Myrick cited some of the problems that can be found in the park, including a lack of access, especially crosswalks and entrances into the park and paths that do not connect areas of the park the way they should.

But it was up to the meeting’s participants to go into the park and evaluate an area in four categories: accessibility, comfort, activities – including playgrounds and other park structures – and sociability, which measures how people interact with others in the park, such as at chess games.

“What we really want to see happen is all these groups center around this great place that Baisley Pond Park already is,” said Elena Madison, of the Project for Public Spaces.

The park covers about 110 acres of land and includes a large pond, home to eight different kinds of water fowl, the widest variety of any park in Queens, Walters said. At the north end of the pond is a lawn with baseball diamonds and at the south end, below Rockaway Boulevard, is the sports complex with more diamonds and other fields.

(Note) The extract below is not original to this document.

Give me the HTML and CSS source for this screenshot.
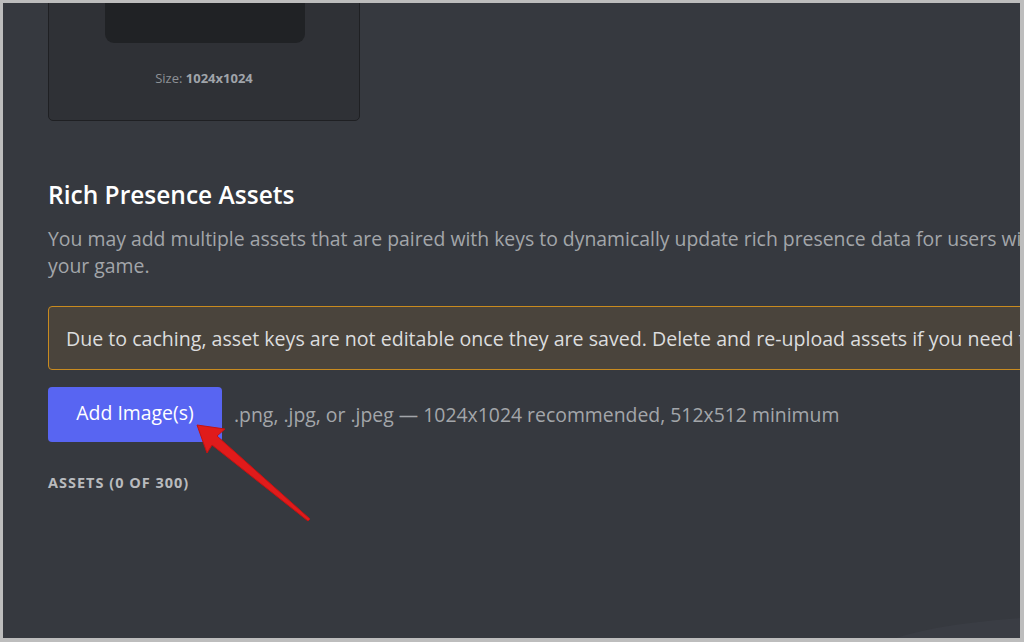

A promenade, gazebo, and war memorial also line the pond.

Although the planning phase, which is expected to last about nine months, has just begun, Walters hopes the new ideas for the park will place an emphasis on nature, he said.

“I’d like to see the park, especially the pond area, remain as friendly to wildlife as possible,” he said. “We could increase the greenery where people can go and relax and enjoy nature as opposed to an artificial environment.”

A recreation center is also a possibility, and Walters hopes to hold activities like a midnight walk for families around the pond.

Baisley Pond Park was chosen for the project because of its location and special qualities, said Peter Crumlish of the Partnership for Parks, which arranged the grant for the park.

“We were looking for a park that is large or important to the community in some way,” he said. “In terms of Baisley, it’s a very large park with a natural feature in a neighborhood with a low density population. It’s mostly residential here.”

And over the next few months, and possibly for years to come, Crumlish hopes the community will set the tone for the park.

“We want a real voice for the park coming from as wide a variety of people as we can get,” he said. “We want them to articulate their vision and move everything forward. Hopefully, it will continue to evolve.”